STATED GOAL. Return the listing below verbatim. Pictures do not belong in the copy.

### DATA LINES

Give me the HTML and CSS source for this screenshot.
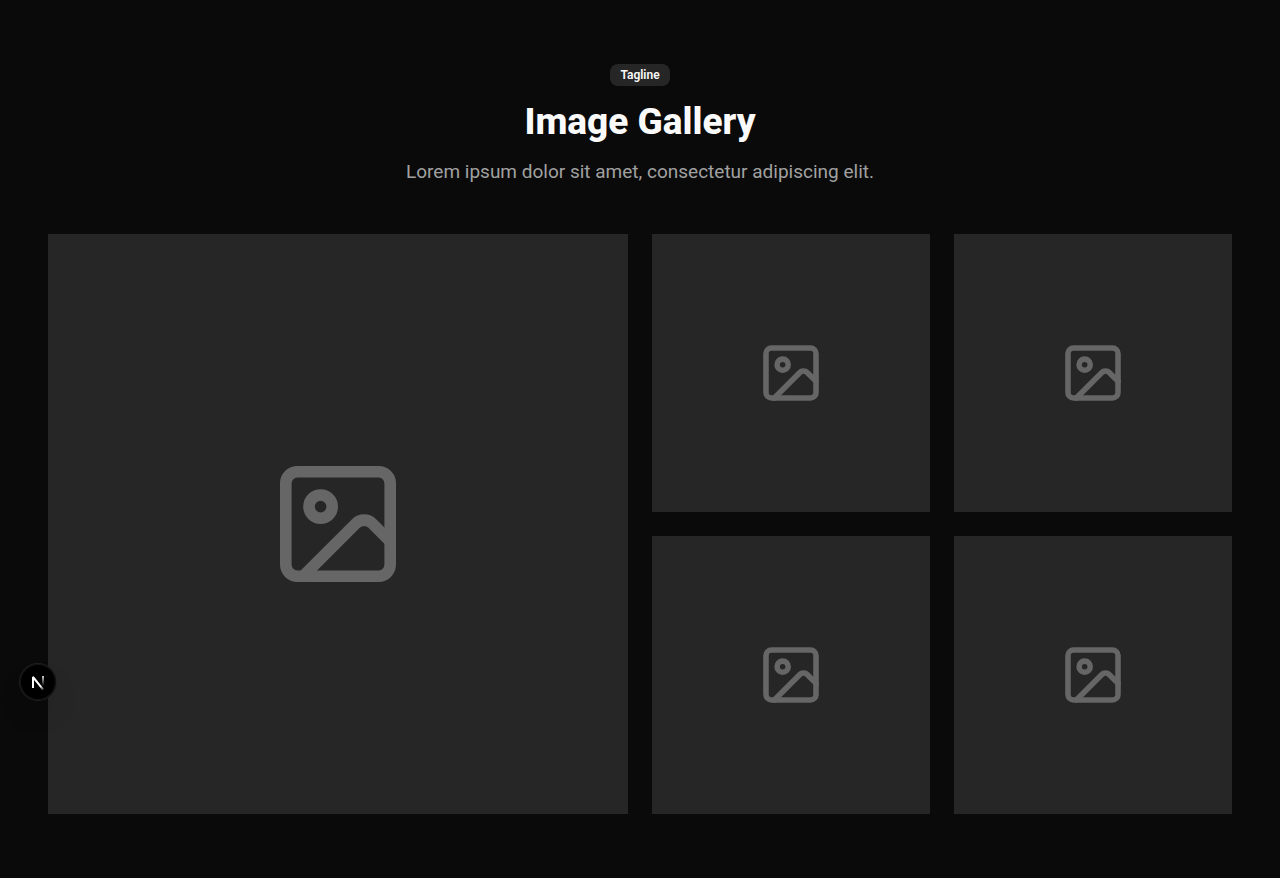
FILE: index.html
```html
<!DOCTYPE html>
<html lang="en">
<head>
<meta charset="utf-8">
<meta name="viewport" content="width=device-width, initial-scale=1">
<title>Image Gallery</title>
<link rel="stylesheet" href="styles.css">
</head>
<body>
<svg class="sprite" aria-hidden="true">
  <symbol id="picture" viewBox="-38 -38 100 100">
    <g fill="none" stroke="currentColor" stroke-width="2" stroke-linecap="round" stroke-linejoin="round">
      <rect x="3" y="3" width="18" height="18" rx="2"/>
      <circle cx="9" cy="9" r="2"/>
      <path d="m21 15-3.086-3.086a2 2 0 0 0-2.828 0L6 21"/>
    </g>
  </symbol>
</svg>
<main class="section">
  <header class="intro">
    <span class="badge">Tagline</span>
    <h1 class="title">Image Gallery</h1>
    <p class="subtitle">Lorem ipsum dolor sit amet, consectetur adipiscing elit.</p>
  </header>
  <div class="gallery">
    <div class="tile tile-large"><svg class="tile-icon" role="img" aria-label="Image placeholder"><use href="#picture"/></svg></div>
    <div class="tile"><svg class="tile-icon" role="img" aria-label="Image placeholder"><use href="#picture"/></svg></div>
    <div class="tile"><svg class="tile-icon" role="img" aria-label="Image placeholder"><use href="#picture"/></svg></div>
    <div class="tile"><svg class="tile-icon" role="img" aria-label="Image placeholder"><use href="#picture"/></svg></div>
    <div class="tile"><svg class="tile-icon" role="img" aria-label="Image placeholder"><use href="#picture"/></svg></div>
  </div>
</main>
<button class="devtools" type="button" aria-label="Open developer tools">
  <svg class="devtools-logo" viewBox="0 0 36 36" fill="none" aria-hidden="true">
    <defs>
      <linearGradient id="diagonal" x1="19" y1="19" x2="24" y2="26" gradientUnits="userSpaceOnUse">
        <stop stop-color="#fff"/><stop offset="0.4" stop-color="#fff"/><stop offset="1" stop-color="#fff" stop-opacity="0.1"/>
      </linearGradient>
      <linearGradient id="stem" x1="23" y1="12" x2="23" y2="22" gradientUnits="userSpaceOnUse">
        <stop stop-color="#fff"/><stop offset="1" stop-color="#fff" stop-opacity="0"/>
      </linearGradient>
    </defs>
    <path d="M13 24V13L23.2 25.6" stroke="url(#diagonal)" stroke-width="2" stroke-linejoin="bevel"/>
    <path d="M23 12V22" stroke="url(#stem)" stroke-width="1.6"/>
  </svg>
</button>
</body>
</html>
```
FILE: styles.css
```css
* {
  box-sizing: border-box;
}

body {
  margin: 0;
  background: #0a0a0a;
  color: #fafafa;
  font-family: Roboto, "Liberation Sans", sans-serif;
}

.sprite {
  position: absolute;
  width: 0;
  height: 0;
}

.section {
  display: flex;
  flex-direction: column;
  gap: 48px;
  padding: 64px 48px;
}

.intro {
  display: flex;
  flex-direction: column;
  align-items: center;
  gap: 16px;
  text-align: center;
}

.badge {
  padding: 3px 10px;
  border-radius: 8px;
  background: #262626;
  font-size: 12px;
  line-height: 16px;
  font-weight: 600;
}

.title {
  margin: 0;
  font-size: 37px;
  line-height: 40px;
  font-weight: 800;
}

.subtitle {
  margin: 0;
  color: #a1a1a1;
  font-size: 19px;
  line-height: 28px;
}

.gallery {
  display: grid;
  grid-template-columns: repeat(4, 1fr);
  gap: 24px;
}

.tile {
  aspect-ratio: 1;
  background: #262626;
  color: #666;
}

.tile-large {
  grid-column: span 2;
  grid-row: span 2;
}

.tile-icon {
  display: block;
  width: 100%;
  height: 100%;
}

.devtools {
  position: fixed;
  left: 20px;
  bottom: 178px;
  display: flex;
  align-items: center;
  justify-content: center;
  width: 36px;
  height: 36px;
  padding: 0;
  border: 0;
  border-radius: 50%;
  background: #000;
  box-shadow: 0 0 0 1px #202020, inset 0 0 0 1px #151515, 0 16px 32px -8px rgba(0, 0, 0, 0.24);
}

.devtools-logo {
  width: 36px;
  height: 36px;
}
```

######

RESULT.
Give me the HTML and CSS source for this screenshot.
FILE: index.html
```html
<!DOCTYPE html>
<html lang="en">
<head>
<meta charset="utf-8">
<meta name="viewport" content="width=device-width, initial-scale=1">
<title>Image Gallery</title>
<link rel="stylesheet" href="styles.css">
</head>
<body>
<svg class="sprite" aria-hidden="true">
  <symbol id="picture" viewBox="-38 -38 100 100">
    <g fill="none" stroke="currentColor" stroke-width="2" stroke-linecap="round" stroke-linejoin="round">
      <rect x="3" y="3" width="18" height="18" rx="2"/>
      <circle cx="9" cy="9" r="2"/>
      <path d="m21 15-3.086-3.086a2 2 0 0 0-2.828 0L6 21"/>
    </g>
  </symbol>
</svg>
<main class="section">
  <header class="intro">
    <span class="badge">Tagline</span>
    <h1 class="title">Image Gallery</h1>
    <p class="subtitle">Lorem ipsum dolor sit amet, consectetur adipiscing elit.</p>
  </header>
  <div class="gallery">
    <div class="tile tile-large"><svg class="tile-icon" role="img" aria-label="Image placeholder"><use href="#picture"/></svg></div>
    <div class="tile"><svg class="tile-icon" role="img" aria-label="Image placeholder"><use href="#picture"/></svg></div>
    <div class="tile"><svg class="tile-icon" role="img" aria-label="Image placeholder"><use href="#picture"/></svg></div>
    <div class="tile"><svg class="tile-icon" role="img" aria-label="Image placeholder"><use href="#picture"/></svg></div>
    <div class="tile"><svg class="tile-icon" role="img" aria-label="Image placeholder"><use href="#picture"/></svg></div>
  </div>
</main>
<button class="devtools" type="button" aria-label="Open developer tools">
  <svg class="devtools-logo" viewBox="0 0 36 36" fill="none" aria-hidden="true">
    <defs>
      <linearGradient id="diagonal" x1="19" y1="19" x2="24" y2="26" gradientUnits="userSpaceOnUse">
        <stop stop-color="#fff"/><stop offset="0.4" stop-color="#fff"/><stop offset="1" stop-color="#fff" stop-opacity="0.1"/>
      </linearGradient>
      <linearGradient id="stem" x1="23" y1="12" x2="23" y2="22" gradientUnits="userSpaceOnUse">
        <stop stop-color="#fff"/><stop offset="1" stop-color="#fff" stop-opacity="0"/>
      </linearGradient>
    </defs>
    <path d="M13 24V13L23.2 25.6" stroke="url(#diagonal)" stroke-width="2" stroke-linejoin="bevel"/>
    <path d="M23 12V22" stroke="url(#stem)" stroke-width="1.6"/>
  </svg>
</button>
</body>
</html>
```
FILE: styles.css
```css
* {
  box-sizing: border-box;
}

body {
  margin: 0;
  background: #0a0a0a;
  color: #fafafa;
  font-family: Roboto, "Liberation Sans", sans-serif;
}

.sprite {
  position: absolute;
  width: 0;
  height: 0;
}

.section {
  display: flex;
  flex-direction: column;
  gap: 48px;
  padding: 64px 48px;
}

.intro {
  display: flex;
  flex-direction: column;
  align-items: center;
  gap: 16px;
  text-align: center;
}

.badge {
  padding: 3px 10px;
  border-radius: 8px;
  background: #262626;
  font-size: 12px;
  line-height: 16px;
  font-weight: 600;
}

.title {
  margin: 0;
  font-size: 37px;
  line-height: 40px;
  font-weight: 800;
}

.subtitle {
  margin: 0;
  color: #a1a1a1;
  font-size: 19px;
  line-height: 28px;
}

.gallery {
  display: grid;
  grid-template-columns: repeat(4, 1fr);
  gap: 24px;
}

.tile {
  aspect-ratio: 1;
  background: #262626;
  color: #666;
}

.tile-large {
  grid-column: span 2;
  grid-row: span 2;
}

.tile-icon {
  display: block;
  width: 100%;
  height: 100%;
}

.devtools {
  position: fixed;
  left: 20px;
  bottom: 178px;
  display: flex;
  align-items: center;
  justify-content: center;
  width: 36px;
  height: 36px;
  padding: 0;
  border: 0;
  border-radius: 50%;
  background: #000;
  box-shadow: 0 0 0 1px #202020, inset 0 0 0 1px #151515, 0 16px 32px -8px rgba(0, 0, 0, 0.24);
}

.devtools-logo {
  width: 36px;
  height: 36px;
}
```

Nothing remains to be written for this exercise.